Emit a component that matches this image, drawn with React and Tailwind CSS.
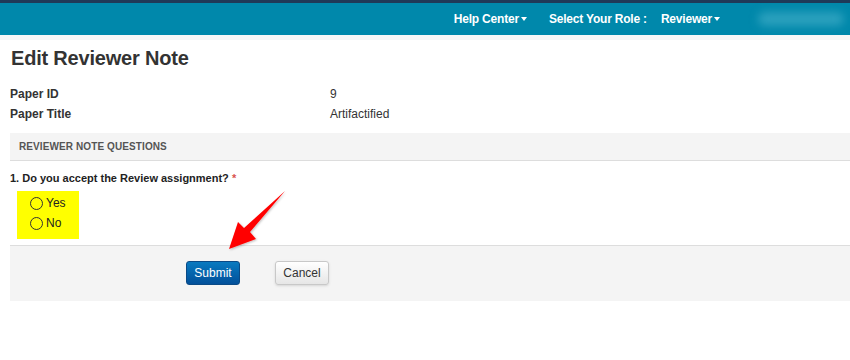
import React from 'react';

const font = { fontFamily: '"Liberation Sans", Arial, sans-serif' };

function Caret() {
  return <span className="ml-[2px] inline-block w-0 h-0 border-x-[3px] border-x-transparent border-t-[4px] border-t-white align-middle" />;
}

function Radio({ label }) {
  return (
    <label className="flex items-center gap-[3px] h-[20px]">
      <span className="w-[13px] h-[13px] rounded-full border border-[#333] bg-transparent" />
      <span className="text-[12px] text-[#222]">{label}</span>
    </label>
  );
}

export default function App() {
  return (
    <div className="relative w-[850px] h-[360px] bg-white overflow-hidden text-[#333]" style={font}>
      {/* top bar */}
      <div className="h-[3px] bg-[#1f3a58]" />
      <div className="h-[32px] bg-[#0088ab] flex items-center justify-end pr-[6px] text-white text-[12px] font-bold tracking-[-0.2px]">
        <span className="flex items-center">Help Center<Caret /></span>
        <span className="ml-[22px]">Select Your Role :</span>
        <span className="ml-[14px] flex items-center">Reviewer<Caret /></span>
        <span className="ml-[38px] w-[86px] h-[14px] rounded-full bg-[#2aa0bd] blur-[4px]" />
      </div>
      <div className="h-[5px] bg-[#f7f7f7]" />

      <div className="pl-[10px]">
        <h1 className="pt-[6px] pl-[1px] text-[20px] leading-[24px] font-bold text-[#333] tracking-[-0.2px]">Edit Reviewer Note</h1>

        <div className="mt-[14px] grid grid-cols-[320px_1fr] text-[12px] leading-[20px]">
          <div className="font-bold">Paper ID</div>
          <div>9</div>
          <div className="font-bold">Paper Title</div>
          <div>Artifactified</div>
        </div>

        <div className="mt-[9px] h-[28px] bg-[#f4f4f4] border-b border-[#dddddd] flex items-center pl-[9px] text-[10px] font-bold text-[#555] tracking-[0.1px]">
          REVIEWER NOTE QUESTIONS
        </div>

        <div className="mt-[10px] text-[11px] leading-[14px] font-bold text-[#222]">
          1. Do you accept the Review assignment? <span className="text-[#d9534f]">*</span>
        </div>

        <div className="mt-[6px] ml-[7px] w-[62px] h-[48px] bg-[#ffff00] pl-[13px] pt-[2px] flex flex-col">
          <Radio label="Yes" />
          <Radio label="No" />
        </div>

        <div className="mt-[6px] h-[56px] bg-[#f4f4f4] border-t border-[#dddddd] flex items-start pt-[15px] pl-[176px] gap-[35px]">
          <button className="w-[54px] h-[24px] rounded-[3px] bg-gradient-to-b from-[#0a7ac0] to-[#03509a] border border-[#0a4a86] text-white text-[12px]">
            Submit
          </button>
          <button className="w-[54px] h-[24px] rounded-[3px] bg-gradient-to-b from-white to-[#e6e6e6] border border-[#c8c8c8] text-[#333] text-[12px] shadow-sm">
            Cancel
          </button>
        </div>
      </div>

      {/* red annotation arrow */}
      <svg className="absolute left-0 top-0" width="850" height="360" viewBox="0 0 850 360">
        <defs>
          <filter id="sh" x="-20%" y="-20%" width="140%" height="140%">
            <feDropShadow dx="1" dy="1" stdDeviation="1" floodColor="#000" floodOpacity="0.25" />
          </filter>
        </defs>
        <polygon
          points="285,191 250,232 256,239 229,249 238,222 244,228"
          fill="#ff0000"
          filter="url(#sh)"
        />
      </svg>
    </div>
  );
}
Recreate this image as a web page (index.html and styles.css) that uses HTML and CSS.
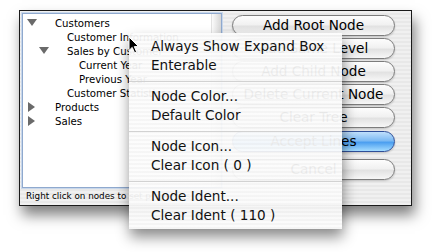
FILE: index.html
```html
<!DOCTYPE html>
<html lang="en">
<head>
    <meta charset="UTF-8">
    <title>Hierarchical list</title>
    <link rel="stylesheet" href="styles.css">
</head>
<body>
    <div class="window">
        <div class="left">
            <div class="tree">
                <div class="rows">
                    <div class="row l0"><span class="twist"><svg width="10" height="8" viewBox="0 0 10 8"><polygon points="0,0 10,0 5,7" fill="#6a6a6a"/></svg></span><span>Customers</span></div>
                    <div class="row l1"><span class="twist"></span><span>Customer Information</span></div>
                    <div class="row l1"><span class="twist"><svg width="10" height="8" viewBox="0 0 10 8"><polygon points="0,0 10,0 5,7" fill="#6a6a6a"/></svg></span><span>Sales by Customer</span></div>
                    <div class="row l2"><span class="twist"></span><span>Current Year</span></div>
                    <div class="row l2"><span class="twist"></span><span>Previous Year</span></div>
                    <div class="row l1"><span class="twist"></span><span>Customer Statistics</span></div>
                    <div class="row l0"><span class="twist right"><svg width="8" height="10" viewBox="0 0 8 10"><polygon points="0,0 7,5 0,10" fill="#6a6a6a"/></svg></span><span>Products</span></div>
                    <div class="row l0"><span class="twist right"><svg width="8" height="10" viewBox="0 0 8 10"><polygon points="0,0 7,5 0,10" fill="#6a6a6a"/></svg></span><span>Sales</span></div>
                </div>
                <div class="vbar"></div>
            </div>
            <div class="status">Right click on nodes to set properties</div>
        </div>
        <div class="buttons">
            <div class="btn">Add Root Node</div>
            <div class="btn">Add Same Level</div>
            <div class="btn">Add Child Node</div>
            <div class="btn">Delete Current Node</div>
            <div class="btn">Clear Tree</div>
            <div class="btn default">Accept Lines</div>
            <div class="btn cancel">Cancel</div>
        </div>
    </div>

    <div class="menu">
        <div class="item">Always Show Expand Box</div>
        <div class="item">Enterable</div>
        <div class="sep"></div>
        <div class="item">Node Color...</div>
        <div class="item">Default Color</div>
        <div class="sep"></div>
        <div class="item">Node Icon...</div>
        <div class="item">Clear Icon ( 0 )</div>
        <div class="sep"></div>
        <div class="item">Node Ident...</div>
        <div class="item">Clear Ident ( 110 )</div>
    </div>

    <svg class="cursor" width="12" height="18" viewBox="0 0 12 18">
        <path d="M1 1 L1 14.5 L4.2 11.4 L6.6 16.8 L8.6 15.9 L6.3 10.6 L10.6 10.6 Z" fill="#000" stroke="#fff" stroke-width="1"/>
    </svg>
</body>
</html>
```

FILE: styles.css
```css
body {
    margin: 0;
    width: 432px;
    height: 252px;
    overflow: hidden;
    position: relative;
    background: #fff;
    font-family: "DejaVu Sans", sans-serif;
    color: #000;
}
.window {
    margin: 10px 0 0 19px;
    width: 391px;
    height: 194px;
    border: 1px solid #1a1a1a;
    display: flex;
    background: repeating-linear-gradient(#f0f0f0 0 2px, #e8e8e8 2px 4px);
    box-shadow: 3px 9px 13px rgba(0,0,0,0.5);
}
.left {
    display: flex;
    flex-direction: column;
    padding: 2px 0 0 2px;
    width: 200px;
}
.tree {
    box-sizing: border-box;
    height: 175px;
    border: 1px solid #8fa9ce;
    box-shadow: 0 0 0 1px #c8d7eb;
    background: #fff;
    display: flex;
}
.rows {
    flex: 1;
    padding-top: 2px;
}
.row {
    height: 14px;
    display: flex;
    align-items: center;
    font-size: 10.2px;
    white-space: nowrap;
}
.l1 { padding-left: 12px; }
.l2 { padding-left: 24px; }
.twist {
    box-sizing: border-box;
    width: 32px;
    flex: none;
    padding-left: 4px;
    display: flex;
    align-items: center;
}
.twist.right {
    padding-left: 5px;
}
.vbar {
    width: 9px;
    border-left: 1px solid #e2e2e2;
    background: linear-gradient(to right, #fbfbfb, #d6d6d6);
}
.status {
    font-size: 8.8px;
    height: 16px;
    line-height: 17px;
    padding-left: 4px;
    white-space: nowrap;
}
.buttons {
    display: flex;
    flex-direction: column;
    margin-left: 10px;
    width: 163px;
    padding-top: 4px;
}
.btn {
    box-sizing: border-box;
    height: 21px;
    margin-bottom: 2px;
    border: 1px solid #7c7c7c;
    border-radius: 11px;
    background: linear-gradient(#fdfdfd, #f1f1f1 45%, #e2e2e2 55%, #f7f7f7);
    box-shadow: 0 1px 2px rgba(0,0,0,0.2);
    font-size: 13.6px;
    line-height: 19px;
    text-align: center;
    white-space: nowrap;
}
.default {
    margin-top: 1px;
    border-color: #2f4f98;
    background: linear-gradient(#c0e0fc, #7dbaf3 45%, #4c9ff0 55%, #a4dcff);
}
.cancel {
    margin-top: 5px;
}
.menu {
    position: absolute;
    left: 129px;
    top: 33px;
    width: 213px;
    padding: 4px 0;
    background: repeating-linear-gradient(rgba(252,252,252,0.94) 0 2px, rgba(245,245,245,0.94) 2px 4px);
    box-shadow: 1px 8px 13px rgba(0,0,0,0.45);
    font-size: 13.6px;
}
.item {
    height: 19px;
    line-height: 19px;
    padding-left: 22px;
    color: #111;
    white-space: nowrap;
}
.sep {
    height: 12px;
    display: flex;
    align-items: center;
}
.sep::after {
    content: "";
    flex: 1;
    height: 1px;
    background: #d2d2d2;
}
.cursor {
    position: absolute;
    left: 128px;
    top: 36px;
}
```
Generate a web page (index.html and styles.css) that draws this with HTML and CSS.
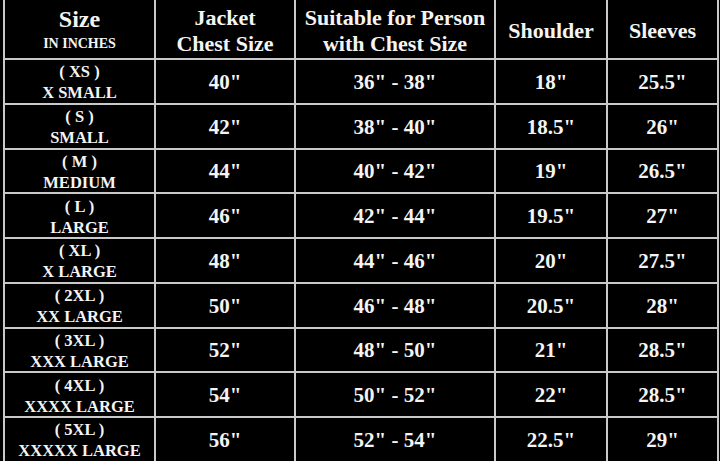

======

• STATED TASK:
Each line containing the word "that" counts once; report the total alone.

• REPLY TO THE TASK:
3